I’m going to admit that I was extremely skeptical that this film would be any good at all. The trailers were kinda cheesy, the plot (a teenage girl discovers that she has a vagina dentata – that is, teeth in her vagina) was absurd, and the budget looked low. Not Troma low, mind you, but in that ballpark. A cast of very minor actors, a crackpot idea, and no dough can be a recipe for success, but are more often the things of which B-movies are made. It cheered me some that the film was written and directed by the son of artist Roy Lichtenstein, but not that much.

So when my boss loaned me his copy, I figured it couldn’t hurt to watch it. Even if it was as awful as I expected, there’d be the consolation of a scathing review waiting for me like the light at the end of the tunnel. If I made it through – what is it now? – nine Left Behind books then an hour and a half of cheesy film would prove a cakewalk.

Well, I’m glad I took the time.

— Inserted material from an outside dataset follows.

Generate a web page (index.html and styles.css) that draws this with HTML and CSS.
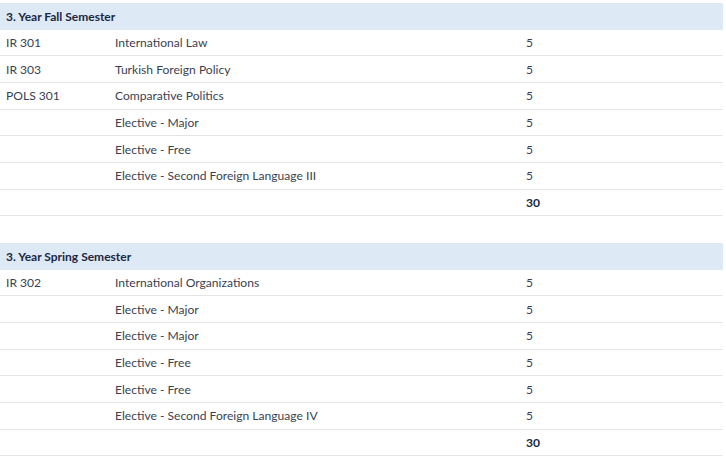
FILE: index.html
```html
<!DOCTYPE html>
<html>
<head>
<meta charset="utf-8">
<link rel="stylesheet" href="styles.css">
</head>
<body>
<div class="curriculum">
  <section class="semester">
    <div class="row head"><span class="c1">3. Year Fall Semester</span></div>
    <div class="row"><span class="c1">IR 301</span><span class="c2">International Law</span><span class="c3">5</span></div>
    <div class="row"><span class="c1">IR 303</span><span class="c2">Turkish Foreign Policy</span><span class="c3">5</span></div>
    <div class="row"><span class="c1">POLS 301</span><span class="c2">Comparative Politics</span><span class="c3">5</span></div>
    <div class="row"><span class="c1"></span><span class="c2">Elective - Major</span><span class="c3">5</span></div>
    <div class="row"><span class="c1"></span><span class="c2">Elective - Free</span><span class="c3">5</span></div>
    <div class="row"><span class="c1"></span><span class="c2">Elective - Second Foreign Language III</span><span class="c3">5</span></div>
    <div class="row total"><span class="c1"></span><span class="c2"></span><span class="c3">30</span></div>
  </section>
  <section class="semester">
    <div class="row head"><span class="c1">3. Year Spring Semester</span></div>
    <div class="row"><span class="c1">IR 302</span><span class="c2">International Organizations</span><span class="c3">5</span></div>
    <div class="row"><span class="c1"></span><span class="c2">Elective - Major</span><span class="c3">5</span></div>
    <div class="row"><span class="c1"></span><span class="c2">Elective - Major</span><span class="c3">5</span></div>
    <div class="row"><span class="c1"></span><span class="c2">Elective - Free</span><span class="c3">5</span></div>
    <div class="row"><span class="c1"></span><span class="c2">Elective - Free</span><span class="c3">5</span></div>
    <div class="row"><span class="c1"></span><span class="c2">Elective - Second Foreign Language IV</span><span class="c3">5</span></div>
    <div class="row total"><span class="c1"></span><span class="c2"></span><span class="c3">30</span></div>
  </section>
</div>
</body>
</html>
```
FILE: styles.css
```css
html, body {
  margin: 0;
  background: #ffffff;
}
body {
  font-family: Lato, "Noto Sans", sans-serif;
  font-size: 12.1px;
  color: #3b3f50;
}
.curriculum {
  width: 723px;
  padding-top: 3px;
  display: flex;
  flex-direction: column;
  gap: 26.67px;
}
.row {
  display: grid;
  grid-template-columns: 109px 411px 1fr;
  align-items: center;
  height: 26.67px;
  box-sizing: border-box;
  border-bottom: 1px solid #e4e4e4;
}
.row span {
  padding-left: 6px;
  white-space: nowrap;
}
.row.head {
  background: #dde9f5;
  border-bottom: none;
  grid-template-columns: 1fr;
  font-weight: bold;
  font-size: 12px;
  color: #1c2744;
}
.total .c3 {
  font-weight: bold;
  color: #1c2744;
}
```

Teeth is never going to be more than a cult classic. Its subject matter guarantees that status no matter how fantastic the filmmaking. And it’s not fantastic filmmaking by any great stretch, but it is workmanlike in its simple craft. The actors are not stellar thespians, being mostly veterans of bit parts in television or other small movies or in some cases debuting in the flick. I suspect that the biggest disappointment is that Lichtenstein failed to recruit a truly first-rate cinematographer to give the film some visual panache. You’d expect the son of an artist who works in the visual medium to be sensitive to such concerns, but you can’t have everything.

A sort of pro-feminist argument (despite the scary vajayjay), Teeth is a sexual satire, taking aim squarely at both religious prudes who know not of which they speak and the male culture of sexual one-upmanship and competition to “score.” There is exactly one positive male character in the film’s whole run, rather implausibly in such circumstances, the step-father Bill (veteran character actor Lenny von Dohlen, probably vaguely recognizable to most viewers). He, however, is accompanied by his viciously unpleasant hardcore son Brad (John Hensley) whose early childhood you-show-me-yours-and-I’ll-show-you-mine routine with Dawn ended with a nasty scar on his finger and a revulsion for standard genital intercourse, much to his current girlfriend Melanie’s discomfort and irritation.

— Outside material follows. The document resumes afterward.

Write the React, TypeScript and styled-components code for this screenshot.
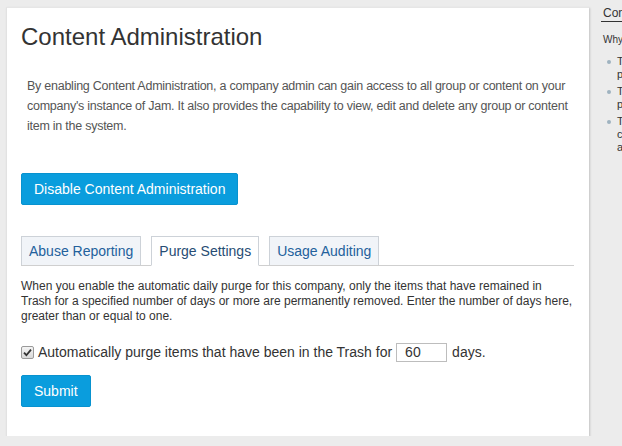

The town and its environs, especially the school, are given a thorough going over by the filmmakers. Just behind our heroine, Dawn's home, we see the twin cooling towers of the local nuclear plant. No connection is ever made in the film between this and Dawn's condition and no other reference is made to the plants whatsoever. As far as memory goes, no one even mentions their existence, yet they turn up, framed for the most awful effect, a baleful trail of smoke leaking from their gaping mouths, yet another orifice promising then punishing. In the schools, sex ed has a decent summation of male genitalia, then they move on to the female part of the game only to find large stickers covering the pudenda. The teacher hems and haws, referring as obliquely and euphemistically as possible to "down there."

Dawn opens the film as one of the more charismatic and moving speakers for a pro-virginity religious group. This collection of teenage prudes are more than just against having sex before marriage. They stroll through malls being offended by advertisements and talk about their struggles with temptation. We soon seem to notice, true to form (as recent studies have indicated) that these paragons of teen virtue frequently succumb to such pleasures as making out in movies and double dating. Dawn is attracted to a new boy to the group, the blandly handsome Tobey (Hale Appleman) who is given one of the film’s funniest lines during a horrible later scene (“I haven’t even jerked off since Easter!”). The two teens fight temptation, trying to quit each other over the phone, then succumbing and going swimming together.

In a cave near the local make-out pond, Tobey attempts to feel up Dawn and in her struggles against this, she is knocked unconscious. When she comes to to find him raping her, her body strikes back, castrating him in one solid chomp. Thus begins the film's more hard-edged direction.

I won’t lie to you, now. This movie contains no less than three quite bloody, no holds barred, no cut-away shots, on film castrations. Plus the severing of all the fingers from a molestation-minded male OB-GYN.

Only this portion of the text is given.